Tuesday, October 27, 2015

#SOL15: Earths You Here for Real

One Man (MA. Reilly, 2012, Massachusetts)



Your bare foot on the floor
Keeps me in step; the power
I first felt come up through
Our cement floor long ago
alps your sole and heel
And earths you here for real.

                   -  Seamus Heaney from In Time

I.

Late day and the muggy morning gave way hours later to a cool autumn evening. I was alone there on a suburban street walking beneath leaves turning silver by the wind--walking briskly away from the hospital in order to take just 60 minutes to get beyond these hospital walls and breathe.

And as I walked I realized that I had forgotten about the necessity of poetry. So caught up in time, I had forgotten the poetry of breath. I had forgotten how the poem so often shows the conceit of time as if time was a currency we actually hold. I thought about all of this and of you lying still on a cold steel table being cut once again and beneath that fear and certain sadness there was Seamus Heaney--my go to poet. I walked, recalling poorly those lines from "In Time" that Heaney penned. Recalling little but, Earths you here for real. 

I never quite could hang on to that line until Rob was diagnosed with lung cancer.
Earths you here for real is more about love than loss.

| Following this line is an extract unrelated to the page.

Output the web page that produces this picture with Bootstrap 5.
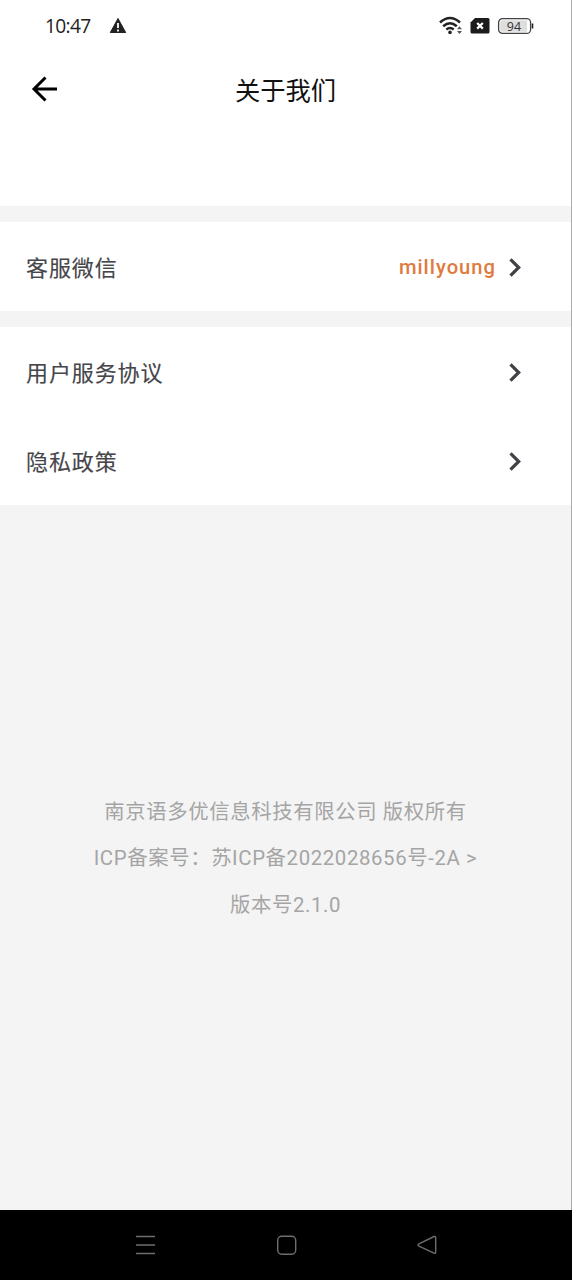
<!DOCTYPE html>
<html lang="zh-CN">
<head>
<meta charset="utf-8">
<meta name="viewport" content="width=device-width, initial-scale=1">
<title>关于我们</title>
<link href="https://cdn.jsdelivr.net/npm/bootstrap@5.3.0/dist/css/bootstrap.min.css" rel="stylesheet">
<style>
body{font-family:Roboto,"Noto Sans CJK SC",sans-serif;background:#f4f4f4}
.screen{height:1210px;border-right:1px solid #acacac}
.statusbar{height:52px;padding:0 37px 0 45px;color:#222}
.clock{font:400 19.2px/24px "Open Sans",sans-serif;letter-spacing:-.7px}
.icon-warn{margin-left:18px}
.icon-sim{margin-left:7px}
.icon-battery{margin-left:7px}
.titlebar{height:76px;padding-top:3px}
.icon-back{margin-top:-1px}
.page-title{font-size:25.3px;line-height:36px;color:#111}
.logo-space{height:78px}
.section-gap{height:16px}
.item{height:89px;padding:0 50px 0 26px!important;color:#46464a;font-size:22px;letter-spacing:.9px;line-height:32px}
.item .label-text{padding-top:5px;-webkit-text-stroke:.15px #46464a}
.item .value{font-size:20.2px;font-weight:500;letter-spacing:1px;color:#e07b3e}
.value + svg{margin-left:12px}
.legal{padding-top:283.5px;font-size:20.4px;letter-spacing:.6px;line-height:46.7px;color:#a5a5a5}
.navkeys{height:70px}
svg{display:block;flex:none}
</style>
</head>
<body>
<main class="screen d-flex flex-column">
  <header class="bg-white">
    <div class="statusbar d-flex align-items-center">
      <span class="clock">10:47</span>
      <svg class="icon-warn" width="20" height="18" viewBox="0 0 20 18"><path d="M10 1.500 17.700 15.500H2.300Z" fill="#222" stroke="#222" stroke-linejoin="round"/><path d="M10 6v5M10 12.500v2" stroke="#fff" stroke-width="1.800"/></svg>
      <div class="d-flex align-items-center ms-auto">
        <svg width="24" height="20" viewBox="0 0 24 20" fill="none" stroke="#222"><path d="M1 6.500Q11 -2.500 21 6.500M4.200 10.200Q11 4.200 17.800 10.200M7.300 13.500Q11 10.500 14.700 13.500" stroke-width="2.500"/><circle cx="11" cy="16.400" r="1.800" fill="#222" stroke="none"/><path d="M18 13.200 20.500 10.300 23 13.200ZM18 15 20.500 17.900 23 15Z" fill="#555" stroke="none"/></svg>
        <svg class="icon-sim" width="20" height="16" viewBox="0 0 20 16"><path d="M5 0H18Q19.500 0 19.500 1.500V14Q19.500 15.500 18 15.500H2Q.5 15.500.5 14V4.500Z" fill="#1c1c1c"/><path d="m7.200 5 5.600 5.600m0-5.600-5.600 5.600" stroke="#fff" stroke-width="2.200"/></svg>
        <svg class="icon-battery" width="37" height="18" viewBox="0 0 37 18"><rect x="1.600" y="1.600" width="32" height="14.800" rx="4" fill="#fff" stroke="#444" stroke-width="1.300"/><path d="M6 3.200H30V14.800H6Q3.200 14.800 3.200 12V6Q3.200 3.200 6 3.200" fill="#dedede"/><path d="M35.500 6.500v5" stroke="#222" stroke-width="1.600"/><text x="17" y="13.500" text-anchor="middle" font-family="Open Sans" font-size="12.500" fill="#333">94</text></svg>
      </div>
    </div>
    <div class="titlebar position-relative d-flex align-items-center justify-content-center">
      <svg class="icon-back position-absolute top-50 start-0 translate-middle-y" width="60" height="28" viewBox="0 0 60 28" fill="none" stroke="#000" stroke-width="3"><path d="M57 14H34M45.500 2.500 34 14 45.500 25.500"/></svg>
      <h1 class="page-title fw-normal mb-0">关于我们</h1>
    </div>
    <div class="logo-space"></div>
  </header>
  <div class="section-gap"></div>
  <div class="list-group list-group-flush">
    <div class="item list-group-item border-0 d-flex align-items-center">
      <span class="label-text">客服微信</span><span class="value ms-auto">millyoung</span>
      <svg width="13" height="20" viewBox="0 0 13 20" fill="none" stroke="#424246" stroke-width="3.200"><path d="M2.500 2.300 10.700 10.500 2.500 18.700"/></svg>
    </div>
  </div>
  <div class="section-gap"></div>
  <div class="list-group list-group-flush">
    <div class="item list-group-item border-0 d-flex align-items-center justify-content-between">
      <span class="label-text">用户服务协议</span>
      <svg width="13" height="20" viewBox="0 0 13 20" fill="none" stroke="#424246" stroke-width="3.200"><path d="M2.500 2.300 10.700 10.500 2.500 18.700"/></svg>
    </div>
    <div class="item list-group-item border-0 d-flex align-items-center justify-content-between">
      <span class="label-text">隐私政策</span>
      <svg width="13" height="20" viewBox="0 0 13 20" fill="none" stroke="#424246" stroke-width="3.200"><path d="M2.500 2.300 10.700 10.500 2.500 18.700"/></svg>
    </div>
  </div>
  <footer class="legal text-center">
    <div>南京语多优信息科技有限公司 版权所有</div>
    <div>ICP备案号：苏ICP备2022028656号-2A &gt;</div>
    <div>版本号2.1.0</div>
  </footer>
</main>
<nav class="navkeys bg-black d-flex align-items-center justify-content-center">
  <svg width="572" height="70" viewBox="0 0 572 70" fill="none" stroke="#6e6e6e" stroke-width="1.400"><path d="M136 26.500h19M136 35h19M136 43.500h19"/><rect x="277.700" y="26.200" width="18" height="18" rx="4"/><path d="M434 26.500 419 33.800Q417.200 35 419 36.200L434 43.200Q435.700 43.700 435.700 42V28Q435.700 26 434 26.500Z"/></svg>
</nav>
<script src="https://cdn.jsdelivr.net/npm/bootstrap@5.3.0/dist/js/bootstrap.bundle.min.js"></script>
</body>
</html>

And so even though the surgeon told me it would be a quick procedure to extract the port put in two weeks earlier--the very port that was contaminated with bacteria causing the staph infection to run through my husband's battered body--I've learned that doctors, especially surgeons, can be masters of hyperbole.

It would not be 30 minutes. Not even 60 minutes. 
Hospital time is slower than home time. 
And two hours later I found I was sadly correct. My phone has still had not wrung.

II.

It's so late that even in this darkness I know that in two hours I'll be driving to work, squinting against the orange yellow rise of the sun. Three weeks have come and gone and the staph infection seems to have been tamed, eradicated by the daily dose of antibiotic that I dutifully fed into the picc line in Rob's upper arm each evening. 

Some mark time by Vespers; we mark the turn to evening by flushing the picc line.

So on the late night, Rob and I are talking in a house so quiet that there can only be the now; the earths you here for real moment when I see him seated opposite me, know he is here and take solace in that simple fact. 

This night Rob is explaining to me how time is an illusion.  He's been reading Palle Yourgrau's A World Without Time: The Forgotten Legacy of Gödel and Einstein. As I listen to him read a loud I think how so much of our courtship and marriage have been marked by the many texts he has read aloud. 
Sometimes poems. 
Sometimes logic. 

And it is nearing 4 a.m. and neither of us have been to bed when he reads this to me:
"The consequence of his discoveries for Einstein’s realm was not that relativity was too weak to encompass all that is true about time, but rather that relativity is just fine, whereas time in the intuitive sense is an illusion" (Kindle Locations 2303-2305). 
I'm quiet wondering how willing I am to hear those words.  I have so much to unlearn I think as I climb the stairs to sleep.  Most of the metaphors that (in)form my life are time-based--and I sense these metaphors are a delicate trap wrapping me in time and fear. 

III.

The next day when I arrive home, Rob says he has a present for me. I open Alan Watt's The Way of Zen and feel the love in his gesture as surely as I now feel these keys beneath my finger tips.